The state stopped enforcing the ban after Shepherd’s Gate Dairy operators Mark and Coraleen Bunner filed a lawsuit against the state in October, The Wichita Eagle reported.
Attorney General Derek Schmidt and the state Department of Agriculture settled the lawsuit in November resulting in the end of the ban. Schmidt admitted the law was “plainly unconstitutional.”
Pasteurized milk undergoes a heating process to kill pathogens. Raw milk that comes straight from a cow or goat is much more likely to carry salmonella, E. coli and other bacteria, according to the Food and Drug Administration.
But those who drink and sell raw milk think of it as an all-natural product that brings people closer to the source of their food.
The Senate Agriculture and Natural Resources Committee endorsed a bill Thursday that would allow the on-farm sale of raw, unpasteurized milk, so long as each container sold labels it as such. It goes next to the Senate for debate, possibly next week.
It remains unclear how the Legislature as a whole would vote. A bill to ban the sale of raw milk have also been proposed.
“I think that people should have the choice to eat what they want,” said Democratic Sen. Marci Francisco. “We have a lot of other substances we know are not good for people and we allow those.”

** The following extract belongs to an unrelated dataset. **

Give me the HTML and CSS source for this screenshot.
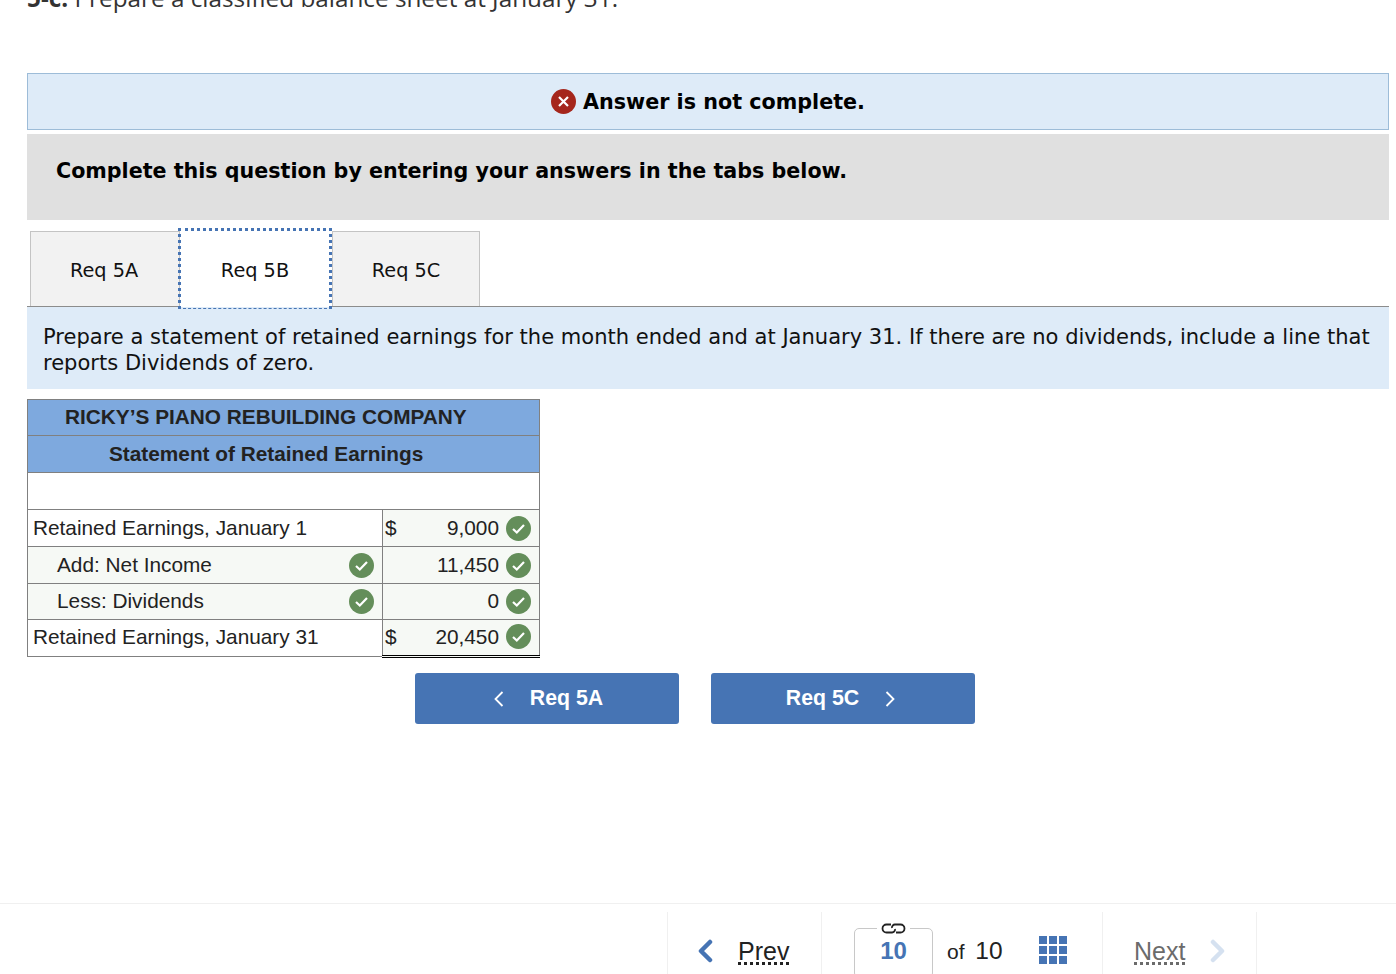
FILE: index.html
```html
<!DOCTYPE html>
<html>
<head>
  <title>Req 5B</title>
  <link rel="stylesheet" href="styles.css">
</head>
<body>

<div class="content">
  <p class="question"><b>5-c.</b> Prepare a classified balance sheet at January 31.</p>

  <div class="banner">
    <svg class="status-icon" width="25" height="25" viewBox="0 0 25 25">
      <circle cx="12.5" cy="12.5" r="12.5" fill="#a5261c"/>
      <path d="M8 8l9 9M17 8l-9 9" stroke="#fff" stroke-width="2.2" fill="none"/>
    </svg>
    <span>Answer is not complete.</span>
  </div>

  <div class="prompt">Complete this question by entering your answers in the tabs below.</div>

  <div class="tabs">
    <div class="tab">Req 5A</div>
    <div class="tab active">Req 5B</div>
    <div class="tab">Req 5C</div>
  </div>

  <div class="instructions">Prepare a statement of retained earnings for the month ended and at January 31. If there are no dividends, include a line that reports Dividends of zero.</div>

  <table class="statement">
    <colgroup>
      <col class="col-label">
      <col class="col-amount">
    </colgroup>
    <tr class="head head-1"><th colspan="2"><span class="company">RICKY’S PIANO REBUILDING COMPANY</span></th></tr>
    <tr class="head head-2"><th colspan="2"><span class="title">Statement of Retained Earnings</span></th></tr>
    <tr class="blank"><td colspan="2"></td></tr>
    <tr>
      <td class="label">Retained Earnings, January 1</td>
      <td class="amount tint"><div class="amount-in"><span class="cur">$</span><span class="num">9,000</span><svg class="ok" viewBox="0 0 25 25"><use href="#check"/></svg></div></td>
    </tr>
    <tr class="tint">
      <td class="label indent"><div class="label-in"><span>Add: Net Income</span><svg class="ok" viewBox="0 0 25 25"><use href="#check"/></svg></div></td>
      <td class="amount"><div class="amount-in"><span class="num">11,450</span><svg class="ok" viewBox="0 0 25 25"><use href="#check"/></svg></div></td>
    </tr>
    <tr class="tint short">
      <td class="label indent"><div class="label-in"><span>Less: Dividends</span><svg class="ok" viewBox="0 0 25 25"><use href="#check"/></svg></div></td>
      <td class="amount"><div class="amount-in"><span class="num">0</span><svg class="ok" viewBox="0 0 25 25"><use href="#check"/></svg></div></td>
    </tr>
    <tr class="last">
      <td class="label"><span>Retained Earnings, January 31</span></td>
      <td class="amount tint total"><div class="amount-in"><span class="cur">$</span><span class="num">20,450</span><svg class="ok" viewBox="0 0 25 25"><use href="#check"/></svg></div></td>
    </tr>
  </table>

  <div class="req-nav">
    <button class="req-btn back">
      <svg width="10" height="16" viewBox="0 0 10 16"><path d="M8.5 1L1.5 8l7 7" stroke="#fff" stroke-width="1.8" fill="none"/></svg>
      <span>Req 5A</span>
    </button>
    <button class="req-btn forward">
      <span>Req 5C</span>
      <svg width="10" height="16" viewBox="0 0 10 16"><path d="M1.5 1l7 7-7 7" stroke="#fff" stroke-width="1.8" fill="none"/></svg>
    </button>
  </div>
</div>

<footer class="pager">
  <div class="pager-cell prev">
    <svg width="16" height="24" viewBox="0 0 16 24"><path d="M13 3L4 12l9 9" stroke="#4674b4" stroke-width="4.5" stroke-linecap="round" stroke-linejoin="round" fill="none"/></svg>
    <span class="pager-link">Prev</span>
  </div>
  <div class="pager-cell pages">
    <div class="page-box">
      <svg class="link-icon" width="33" height="13" viewBox="0 0 33 13"><path d="M14 2.500H9.500a4 4 0 0 0 0 8H15a3 3 0 0 0 3-3.500M19 10.500h4.500a4 4 0 0 0 0-8H18a3 3 0 0 0-3 3.500" stroke="#222" stroke-width="1.800" fill="none"/></svg>
      <span>10</span>
    </div>
    <span class="of"><small>of</small> 10</span>
    <svg class="grid-icon" width="28" height="28" viewBox="0 0 28 28" fill="#4674b4">
      <rect width="8" height="8"/><rect x="10" width="8" height="8"/><rect x="20" width="8" height="8"/>
      <rect y="10" width="8" height="8"/><rect x="10" y="10" width="8" height="8"/><rect x="20" y="10" width="8" height="8"/>
      <rect y="20" width="8" height="8"/><rect x="10" y="20" width="8" height="8"/><rect x="20" y="20" width="8" height="8"/>
    </svg>
  </div>
  <div class="pager-cell next">
    <span class="pager-link">Next</span>
    <svg width="16" height="24" viewBox="0 0 16 24"><path d="M3 3l9 9-9 9" stroke="#d5e1f0" stroke-width="4.500" stroke-linecap="round" stroke-linejoin="round" fill="none"/></svg>
  </div>
</footer>

<svg class="defs" width="0" height="0">
  <symbol id="check" viewBox="0 0 25 25">
    <circle cx="12.500" cy="12.500" r="12.500" fill="#648e5a"/>
    <path d="M7 13l3.800 3.500L18 9" stroke="#fff" stroke-width="2.200" fill="none"/>
  </symbol>
</svg>

</body>
</html>
```

FILE: styles.css
```css
html, body {
  margin: 0;
  height: 974px;
  overflow: hidden;
  background: white;
  color: #1a1a1a;
}

body {
  font-family: "DejaVu Sans", sans-serif;
  position: relative;
}

.content {
  padding: 0 7px 0 27px;
}

.question {
  margin: -14px 0 0 0;
  height: 87px;
  font-family: "Open Sans", sans-serif;
  font-size: 24.300px;
  line-height: 24px;
  color: #333;
}

.banner {
  height: 55px;
  background: #deebf8;
  border: 1px solid #9dbcd8;
  display: flex;
  align-items: center;
  justify-content: center;
  gap: 7px;
  font-size: 20.700px;
  font-weight: bold;
  color: black;
}

.prompt {
  margin-top: 4px;
  height: 86px;
  box-sizing: border-box;
  padding: 23px 29px;
  background: #e0e0e0;
  font-size: 20.650px;
  line-height: 28px;
  font-weight: bold;
  color: black;
}

.tabs {
  display: flex;
  margin-top: 11px;
  padding-left: 3px;
  height: 75px;
  border-bottom: 1px solid #8c8c8c;
}

.tab {
  width: 150px;
  box-sizing: border-box;
  margin-right: 1px;
  background: #f2f2f2;
  border: 1px solid #c4c4c4;
  border-bottom: none;
  text-align: center;
  font-size: 19.300px;
  line-height: 77px;
  color: #111;
}

.tab:first-child {
  padding-right: 2px;
}

.tab:nth-child(3) {
  width: 148px;
  margin-right: 0;
}

.tab.active {
  background: white;
  position: relative;
  z-index: 1;
  width: 148px;
  height: 76px;
  line-height: 79px;
  margin-right: 3px;
  border: none;
}

/* focus ring: heavy dots on three sides, thin dashes along the bottom */
.tab.active::after {
  content: "";
  position: absolute;
  inset: -3px -3px -2px -3px;
  border: 3px dotted #4674b4;
  border-bottom: 1px dashed #4674b4;
}

.instructions {
  background: #deebf8;
  height: 82px;
  box-sizing: border-box;
  padding: 17px 16px 0;
  font-size: 21.040px;
  line-height: 26px;
  color: #111;
}

.statement {
  margin-top: 10px;
  border-collapse: collapse;
  table-layout: fixed;
  width: 513px;
  font-family: "Liberation Sans", sans-serif;
  font-size: 20.800px;
  color: #222;
}

.col-label { width: 355px; }

.statement th, .statement td {
  border: 1px solid #808080;
  padding: 0;
}

.head th {
  background: #7ea9de;
  font-size: 20.800px;
  font-weight: bold;
  text-align: left;
}

.head-1 th { height: 33px; padding-bottom: 2px; }
.head-2 th { height: 36px; }

.company { margin-left: 37px; }
.title { margin-left: 81px; }

.blank td { background: white; }

.statement tr > td { height: 36px; }
.statement tr.short > td { height: 35px; }
.statement tr.last > td { height: 35px; }

.label { padding-left: 5px !important; }
.label.indent { padding-left: 29px !important; }

.short .label-in span, .short .num { position: relative; top: -1px; }
.last .label span, .last .amount-in { position: relative; top: -1px; }

.tint { background: #f6f9f5; }

.label-in, .amount-in {
  display: flex;
  align-items: center;
}

.label-in {
  justify-content: space-between;
  padding-right: 8px;
}

.amount-in { padding: 0 8px 0 2px; }
.num { margin-left: auto; margin-right: 7px; }

.ok {
  width: 25px;
  height: 25px;
  flex: none;
}

.statement td.amount.total {
  border-top: 1px solid black;
  border-bottom: 3px double black;
}

.req-nav {
  display: flex;
  gap: 32px;
  margin: 15px 0 0 388px;
}

.req-btn {
  width: 264px;
  height: 51px;
  background: #4674b4;
  border: none;
  border-radius: 3px;
  color: white;
  font-family: "Liberation Sans", sans-serif;
  font-size: 21.300px;
  font-weight: bold;
  display: flex;
  align-items: center;
  justify-content: center;
  gap: 26px;
}

.req-btn.back { padding-left: 9px; }
.req-btn.forward { padding-right: 11px; }

.pager {
  position: absolute;
  left: 0;
  right: 0;
  top: 903px;
  height: 71px;
  box-sizing: border-box;
  border-top: 1px solid #f0f0f0;
  padding: 8px 0 0 667px;
  display: flex;
  font-family: "Liberation Sans", sans-serif;
  overflow: hidden;
}

.pager-cell {
  display: flex;
  align-items: center;
  height: 64px;
  box-sizing: border-box;
  border-left: 1px solid #f0f0f0;
}

.prev { width: 154px; padding: 13px 0 0 29px; gap: 25px; }
.pages { width: 281px; padding-top: 13px; position: relative; }
.next {
  width: 155px;
  padding: 13px 0 0 31px;
  gap: 25px;
  border-right: 1px solid #f0f0f0;
  color: #6b6b6b;
}

.pager-link {
  font-size: 25px;
  line-height: 29px;
  border-bottom: 3px dotted currentColor;
  height: 25px;
}

.prev .pager-link { color: #222; }

.page-box {
  position: relative;
  align-self: flex-start;
  margin-left: 32px;
  margin-top: 3px;
  width: 79px;
  height: 50px;
  box-sizing: border-box;
  border: 1px solid #c8c8c8;
  border-radius: 5px;
  text-align: center;
  color: #4674b4;
  font-size: 24px;
  font-weight: bold;
  padding-top: 8px;
}

.link-icon {
  position: absolute;
  top: -7px;
  left: 22px;
  background: white;
}

.of {
  font-size: 24.500px;
  margin-left: 14px;
  color: #222;
}

.of small { font-size: 21px; margin-right: 4px; }

.grid-icon { margin-left: 36px; margin-bottom: 2px; }

.defs { position: absolute; }
```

While state legislators decide on an approach, consumers and farmers in consumers are weighing in on both sides of the issue.
“Our consumers of raw milk educate themselves. They’re not stupid people,” said Mary Powell, a Longton resident with more than 30 years of livestock experience.
Aaron Pauly, who milks 160 cows on his farm in Sedgwick County, said the bill would stop unregulated sales to uninformed members of the public.
“There’s a certain nostalgia associated with the way our grandparents or even our great-grandparents operated the farms and the food they ate,” Pauly said. But society has progressed “to a higher standard of living.”
Tucker Stewart, a Kansas Livestock Association lobbyist, said labeling is important because the state banned the advertising law. Raw milk can now be advertised to more people, he added.
“You might not be targeting those consumers who really understand the dangers of raw milk,” Stewart said.